The invention relates to a method and arrangement for embedding a watermark in a media signal comprising signal samples being encoded as variable-length code words, comprising the steps of decoding variable-length code words into said signal samples, modifying selected signal samples in accordance with respective samples of the watermark to be embedded, and re-encoding the modified signal samples.

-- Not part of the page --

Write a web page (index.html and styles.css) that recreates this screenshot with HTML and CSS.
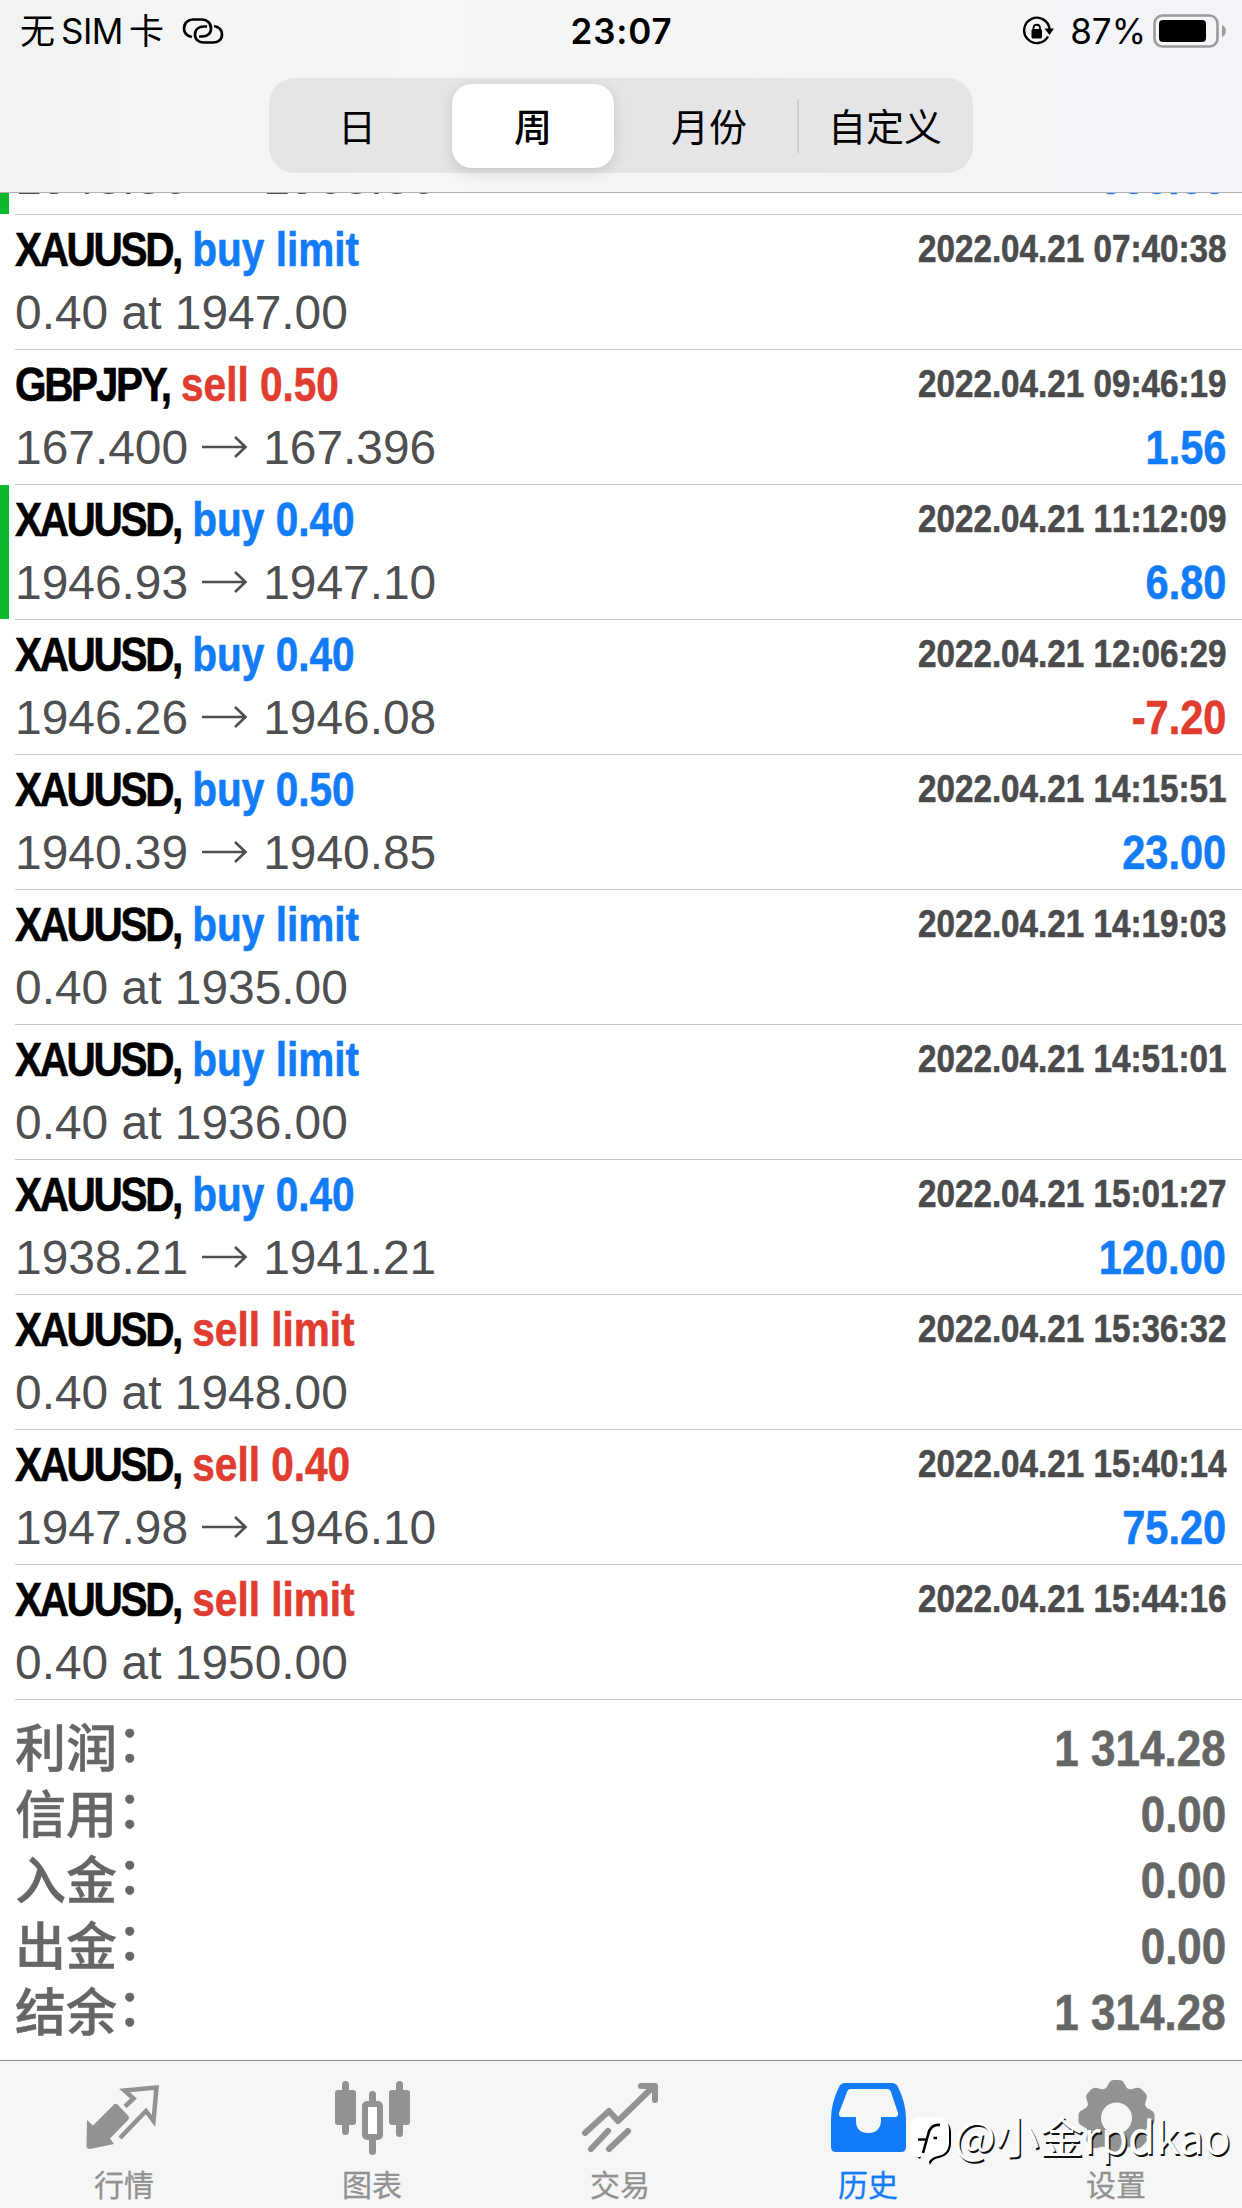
FILE: index.html
```html
<!DOCTYPE html>
<html lang="zh-CN">
<head>
    <meta charset="UTF-8">
    <meta name="viewport" content="width=device-width, initial-scale=1.0">
    <title>历史</title>
    <link rel="stylesheet" href="styles.css">
</head>
<body>
    <div class="app">
        <!-- Header -->
        <header class="header">
            <div class="status-bar">
                <div class="status-left">
                    <span class="carrier">无<span class="sim">SIM</span>卡</span>
                    <svg class="link-icon" viewBox="0 0 42 30" fill="none" stroke="#000" stroke-width="2.700">
                        <path d="M10 21C5 20 2 17 2 12.500C2 7 6 3.500 11 3.500H20C25 3.500 29 7 29 12.500C29 18 25 20.500 20 20.500H17"/>
                        <path d="M32 10C37 11 40 14 40 18.500C40 24 36 26.500 31 26.500H22C17 26.500 13 24 13 18.500C13 13 17 10.500 22 10.500H25"/>
                    </svg>
                </div>
                <div class="clock">23:07</div>
                <div class="status-right">
                    <svg class="lock-icon" viewBox="0 0 32 32">
                        <path d="M26 21.500A12.700 12.700 0 1 1 27.500 14" fill="none" stroke="#000" stroke-width="2.400"/>
                        <path d="M22.500 13.500H32L27.500 20Z"/>
                        <rect x="9.500" y="14" width="10.500" height="9.500" rx="1.500"/>
                        <path d="M11.500 15V12.500A3.300 3.300 0 0 1 18 12.500V15" fill="none" stroke="#000" stroke-width="1.800"/>
                    </svg>
                    <span class="percent">87%</span>
                    <svg class="battery-icon" viewBox="0 0 74 34">
                        <rect x="1.500" y="1.500" width="63" height="31" rx="8" fill="none" stroke="#9b9b9b" stroke-width="2.600"/>
                        <rect x="6" y="6" width="47" height="22" rx="4"/>
                        <path d="M69 11C74 12.500 74 21.500 69 23Z" fill="#9b9b9b"/>
                    </svg>
                </div>
            </div>
            <nav class="segments">
                <button class="segment">日</button>
                <button class="segment active">周</button>
                <button class="segment">月份</button>
                <button class="segment divided">自定义</button>
            </nav>
        </header>

        <!-- Orders -->
        <main class="history">
            <div class="order marked">
                <div class="line"><div class="title"><span class="symbol">XAUUSD,</span> <span class="buy">buy 0.40</span></div><div class="date">2022.04.21 05:12:40</div></div>
                <div class="line"><div class="detail">1948.86<svg class="arrow" viewBox="0 0 48 24"><path d="M2 12H45M35 2L45.500 12L35 22"/></svg>1963.86</div><div class="profit buy">600.00</div></div>
            </div>
            <div class="order">
                <div class="line"><div class="title"><span class="symbol">XAUUSD,</span> <span class="buy">buy limit</span></div><div class="date">2022.04.21 07:40:38</div></div>
                <div class="line"><div class="detail">0.40 at 1947.00</div></div>
            </div>
            <div class="order">
                <div class="line"><div class="title"><span class="symbol">GBPJPY,</span> <span class="sell">sell 0.50</span></div><div class="date">2022.04.21 09:46:19</div></div>
                <div class="line"><div class="detail">167.400<svg class="arrow" viewBox="0 0 48 24"><path d="M2 12H45M35 2L45.500 12L35 22"/></svg>167.396</div><div class="profit buy">1.56</div></div>
            </div>
            <div class="order marked">
                <div class="line"><div class="title"><span class="symbol">XAUUSD,</span> <span class="buy">buy 0.40</span></div><div class="date">2022.04.21 11:12:09</div></div>
                <div class="line"><div class="detail">1946.93<svg class="arrow" viewBox="0 0 48 24"><path d="M2 12H45M35 2L45.500 12L35 22"/></svg>1947.10</div><div class="profit buy">6.80</div></div>
            </div>
            <div class="order">
                <div class="line"><div class="title"><span class="symbol">XAUUSD,</span> <span class="buy">buy 0.40</span></div><div class="date">2022.04.21 12:06:29</div></div>
                <div class="line"><div class="detail">1946.26<svg class="arrow" viewBox="0 0 48 24"><path d="M2 12H45M35 2L45.500 12L35 22"/></svg>1946.08</div><div class="profit sell">-7.20</div></div>
            </div>
            <div class="order">
                <div class="line"><div class="title"><span class="symbol">XAUUSD,</span> <span class="buy">buy 0.50</span></div><div class="date">2022.04.21 14:15:51</div></div>
                <div class="line"><div class="detail">1940.39<svg class="arrow" viewBox="0 0 48 24"><path d="M2 12H45M35 2L45.500 12L35 22"/></svg>1940.85</div><div class="profit buy">23.00</div></div>
            </div>
            <div class="order">
                <div class="line"><div class="title"><span class="symbol">XAUUSD,</span> <span class="buy">buy limit</span></div><div class="date">2022.04.21 14:19:03</div></div>
                <div class="line"><div class="detail">0.40 at 1935.00</div></div>
            </div>
            <div class="order">
                <div class="line"><div class="title"><span class="symbol">XAUUSD,</span> <span class="buy">buy limit</span></div><div class="date">2022.04.21 14:51:01</div></div>
                <div class="line"><div class="detail">0.40 at 1936.00</div></div>
            </div>
            <div class="order">
                <div class="line"><div class="title"><span class="symbol">XAUUSD,</span> <span class="buy">buy 0.40</span></div><div class="date">2022.04.21 15:01:27</div></div>
                <div class="line"><div class="detail">1938.21<svg class="arrow" viewBox="0 0 48 24"><path d="M2 12H45M35 2L45.500 12L35 22"/></svg>1941.21</div><div class="profit buy">120.00</div></div>
            </div>
            <div class="order">
                <div class="line"><div class="title"><span class="symbol">XAUUSD,</span> <span class="sell">sell limit</span></div><div class="date">2022.04.21 15:36:32</div></div>
                <div class="line"><div class="detail">0.40 at 1948.00</div></div>
            </div>
            <div class="order">
                <div class="line"><div class="title"><span class="symbol">XAUUSD,</span> <span class="sell">sell 0.40</span></div><div class="date">2022.04.21 15:40:14</div></div>
                <div class="line"><div class="detail">1947.98<svg class="arrow" viewBox="0 0 48 24"><path d="M2 12H45M35 2L45.500 12L35 22"/></svg>1946.10</div><div class="profit buy">75.20</div></div>
            </div>
            <div class="order">
                <div class="line"><div class="title"><span class="symbol">XAUUSD,</span> <span class="sell">sell limit</span></div><div class="date">2022.04.21 15:44:16</div></div>
                <div class="line"><div class="detail">0.40 at 1950.00</div></div>
            </div>
        </main>

        <!-- Totals -->
        <section class="summary">
            <div class="total"><span class="label">利润<span class="colon">：</span></span><span class="value">1 314.28</span></div>
            <div class="total"><span class="label">信用<span class="colon">：</span></span><span class="value">0.00</span></div>
            <div class="total"><span class="label">入金<span class="colon">：</span></span><span class="value">0.00</span></div>
            <div class="total"><span class="label">出金<span class="colon">：</span></span><span class="value">0.00</span></div>
            <div class="total"><span class="label">结余<span class="colon">：</span></span><span class="value">1 314.28</span></div>
        </section>

        <!-- Tab bar -->
        <footer class="tab-bar">
            <a class="tab">
                <svg class="tab-icon" viewBox="2 0 76 76">
                    <path d="M3 31L9 36.500L30 15.500Q32 14 34 16L44 26.500Q46 28.500 44 31L26 49.500L30 55L6 60Q2.500 60 2.500 57Z" fill="currentColor"/>
                    <path d="M41 17.500L49.500 9.500L40.500 1.500L72.500 -1.500L69.500 32L62 22L36 49" fill="none" stroke="currentColor" stroke-width="4.500"/>
                </svg>
                <span>行情</span>
            </a>
            <a class="tab">
                <svg class="tab-icon" viewBox="0 0 76 76" fill="currentColor">
                    <rect x="8" y="-8" width="7" height="54" rx="3.500"/>
                    <rect x="1" y="1" width="21" height="35" rx="3"/>
                    <rect x="62" y="-8" width="7" height="56" rx="3.500"/>
                    <rect x="55" y="1" width="21" height="35" rx="3"/>
                    <rect x="35" y="2" width="7" height="15" rx="3.500"/>
                    <rect x="35" y="47" width="7" height="19" rx="3.500"/>
                    <rect x="31" y="15" width="15" height="33" rx="2" fill="#fff" stroke="currentColor" stroke-width="6"/>
                </svg>
                <span>图表</span>
            </a>
            <a class="tab">
                <svg class="tab-icon" viewBox="0 0 76 76" fill="none" stroke="currentColor" stroke-width="6" stroke-linecap="round" stroke-linejoin="round">
                    <path d="M3 44L27 22L36 32L72 -3"/>
                    <path d="M59 -3H73V11"/>
                    <path d="M9 60L26 42M27 60L46 42"/>
                </svg>
                <span>交易</span>
            </a>
            <a class="tab active">
                <svg class="tab-icon" viewBox="0 0 76 76">
                    <path d="M15 -6H62Q66 -6 68 -2Q76 14 76 30V58Q76 63 71 63H6Q1 63 1 58V30Q1 14 9 -2Q11 -6 15 -6Z" fill="currentColor"/>
                    <path d="M20 0H57Q60 0 61 3L68 24Q68.500 28 65 28H51V32Q50 44 38.500 44Q26 44 26 32V28H12Q8.500 28 9 24L17 3Q18 0 20 0Z" fill="#f6f6f6"/>
                </svg>
                <span>历史</span>
            </a>
            <a class="tab">
                <svg class="tab-icon" viewBox="0 0 76 76">
                    <circle cx="38.500" cy="29" r="23.500" fill="none" stroke="currentColor" stroke-width="16"/>
                    <g fill="currentColor">
                        <path id="tooth" d="M27 1L31 -6Q32.500 -9 36 -9H41Q44.500 -9 46 -6L50 1Z"/>
                        <use href="#tooth" transform="rotate(45 38.500 29)"/>
                        <use href="#tooth" transform="rotate(90 38.500 29)"/>
                        <use href="#tooth" transform="rotate(135 38.500 29)"/>
                        <use href="#tooth" transform="rotate(180 38.500 29)"/>
                        <use href="#tooth" transform="rotate(225 38.500 29)"/>
                        <use href="#tooth" transform="rotate(270 38.500 29)"/>
                        <use href="#tooth" transform="rotate(315 38.500 29)"/>
                    </g>
                </svg>
                <span>设置</span>
            </a>
        </footer>

        <div class="watermark">
            <svg class="watermark-logo" viewBox="0 0 46 52">
                <path d="M30 4Q43 4 43 17V27Q43 39 31 42Q24 43 22 49Q19 43 24 41L34 34Z" fill="#000"/>
                <path d="M6 39L12 43L15 36Z" fill="#000"/>
                <path d="M12 1H30Q41 1 41 14V26Q41 38 30 40Q24 41 20.500 46Q20 41 17 38L12 41Q6 42 2 36V12Q2 1 12 1Z" fill="#fff"/>
                <path d="M32 9Q22 8 20 19L15 37M10 23.500H19M25.500 22H29" fill="none" stroke="#000" stroke-width="2.600"/>
            </svg>
            <span>@小金rpdkao</span>
        </div>
    </div>
</body>
</html>
```
FILE: styles.css
```css
/* Reset and base styles */
* {
    box-sizing: border-box;
    margin: 0;
    padding: 0;
}

body {
    width: 1242px;
    font-family: "Liberation Sans", "Noto Sans CJK SC", sans-serif;
    background-color: #fff;
}

.app {
    position: relative;
    width: 1242px;
    height: 2208px;
    display: flex;
    flex-direction: column;
    overflow: hidden;
}

/* Header styles */
.header {
    height: 193px;
    flex-shrink: 0;
    background: linear-gradient(90deg, #f1f2f1 0, #f4f5f7 200px, #f6f6f6 420px, #f5f5f6 900px, #f3f4f9 100%);
    border-bottom: 1px solid #b2b2b2;
}

.status-bar {
    height: 78px;
    padding: 0 16px 16px 20px;
    display: grid;
    grid-template-columns: 1fr auto 1fr;
    align-items: center;
    font-family: Inter, "Noto Sans CJK SC", sans-serif;
    font-size: 35px;
}

.status-left,
.status-right {
    display: flex;
    align-items: center;
}

.status-right {
    justify-content: flex-end;
}

.carrier {
    line-height: 62px;
    white-space: nowrap;
}

.sim {
    margin: 0 6px 0 6px;
    letter-spacing: -0.5px;
}

.link-icon {
    width: 42px;
    height: 30px;
    margin-left: 18px;
}

.clock {
    margin-right: 3px;
    font-weight: 600;
    letter-spacing: 0.8px;
}

.lock-icon {
    width: 32px;
    height: 32px;
    margin-right: 16px;
}

.percent {
    letter-spacing: 0;
    margin-right: 7px;
}

.battery-icon {
    width: 74px;
    height: 34px;
    margin-right: -1px;
}

/* Period switch */
.segments {
    width: 704px;
    height: 95px;
    margin: 0 auto;
    padding: 6px 0 5px;
    display: flex;
    background-color: #e5e5e7;
    border-radius: 26px;
}

.segment {
    position: relative;
    width: 176px;
    padding-bottom: 3px;
    border: none;
    background: none;
    font-family: "Noto Sans CJK SC", sans-serif;
    font-size: 38px;
    line-height: 56px;
    color: #000;
}

.segment.active {
    width: 162px;
    margin: 0 7px;
    background-color: #fff;
    border-radius: 20px;
    font-weight: 500;
    box-shadow: 0 4px 14px rgba(0, 0, 0, 0.14);
}

.segment.divided::before {
    content: "";
    position: absolute;
    left: 0;
    top: 15px;
    width: 2px;
    height: 54px;
    background-color: #cfcfd2;
}

/* Order list, scrolled to the last row */
.history {
    height: 1507px;
    flex-shrink: 0;
    display: flex;
    flex-direction: column;
    justify-content: flex-end;
    overflow: hidden;
}

.order {
    position: relative;
    height: 135px;
    flex-shrink: 0;
    margin-left: 15px;
    padding: 5px 16px 0 0;
    border-bottom: 1px solid #c6c6c8;
}

.order.marked::before {
    content: "";
    position: absolute;
    left: -15px;
    top: 0;
    width: 9px;
    height: 134px;
    background-color: #0cb82c;
}

.line {
    display: flex;
    justify-content: space-between;
    white-space: nowrap;
}

.title,
.date,
.profit,
.value {
    font-weight: bold;
    transform-origin: right top;
    -webkit-text-stroke: 0.6px currentColor;
}

.title {
    font-size: 48px;
    line-height: 60px;
    transform: scaleX(0.845);
    transform-origin: left top;
}

.symbol {
    color: #000;
    letter-spacing: -2.8px;
}

.buy {
    color: #127bf7;
}

.sell {
    color: #e03c2f;
}

.date {
    font-size: 38.5px;
    line-height: 58px;
    color: #4b4b4d;
    font-kerning: none;
    transform: scaleX(0.863);
}

.detail {
    font-size: 47.9px;
    line-height: 66px;
    color: #4f4f51;
    font-kerning: none;
}

.arrow {
    width: 48px;
    height: 24px;
    margin: 0 15px 0 12px;
    fill: none;
    stroke: #4f4f51;
    stroke-width: 2.6;
    vertical-align: 5px;
}

.profit {
    font-size: 48px;
    line-height: 66px;
    transform: scaleX(0.865);
}

/* Summary styles */
.summary {
    flex: 1;
    padding: 16px 16px 0 15px;
}

.total {
    height: 66px;
    display: flex;
    justify-content: space-between;
    line-height: 66px;
    color: #666;
}

.label {
    margin-top: -4px;
    font-family: "Noto Sans CJK SC", sans-serif;
    font-size: 51px;
    font-weight: 500;
    -webkit-text-stroke: 0.5px currentColor;
}

.colon {
    line-height: 1;
    vertical-align: 5px;
}

.value {
    font-size: 50px;
    transform: scaleX(0.88);
}

/* Tab bar styles */
.tab-bar {
    height: 148px;
    flex-shrink: 0;
    padding-right: 2px;
    display: flex;
    background-color: #f6f6f6;
    border-top: 1px solid #8c8c8c;
}

.tab {
    flex: 1;
    padding-top: 28px;
    display: flex;
    flex-direction: column;
    align-items: center;
    font-family: "Noto Sans CJK SC", sans-serif;
    font-size: 30px;
    line-height: 37px;
    color: #929292;
    -webkit-text-stroke: 0.3px currentColor;
}

.tab.active {
    color: #127bf7;
}

.tab-icon {
    width: 76px;
    height: 76px;
    overflow: visible;
}

/* Watermark over the tab bar */
.watermark {
    position: absolute;
    left: 908px;
    top: 2102px;
    display: flex;
    align-items: center;
    font-family: "Noto Sans CJK SC", sans-serif;
    font-size: 44px;
    line-height: 56px;
    font-weight: 400;
    color: #fff;
    text-shadow: 1.5px 1.5px 0 #111;
    white-space: nowrap;
}

.watermark-logo {
    width: 46px;
    height: 52px;
    margin-top: 14px;
}
```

A known method of embedding a watermark in a media signal as defined in the opening paragraph is disclosed in F. Hartung and B. Girod: “Digital Watermarking of MPEG-2 Coded Video in the Bitstream Domain”, published in ICASSP, Vol. 4, 1997, pp. 2621-2624. In this prior-art publication, the media signal is an MPEG-compressed video signal. The signal samples of the media signal are DCT coefficients obtained by subjecting the image pixels to a Discrete Cosine Transform. The watermark is a DCT-transformed pseudo-noise sequence. The watermark is embedded by adding the samples of this transformed noise sequence to the corresponding DCT coefficients. The zero coefficients of the MPEG-coded signal are not affected.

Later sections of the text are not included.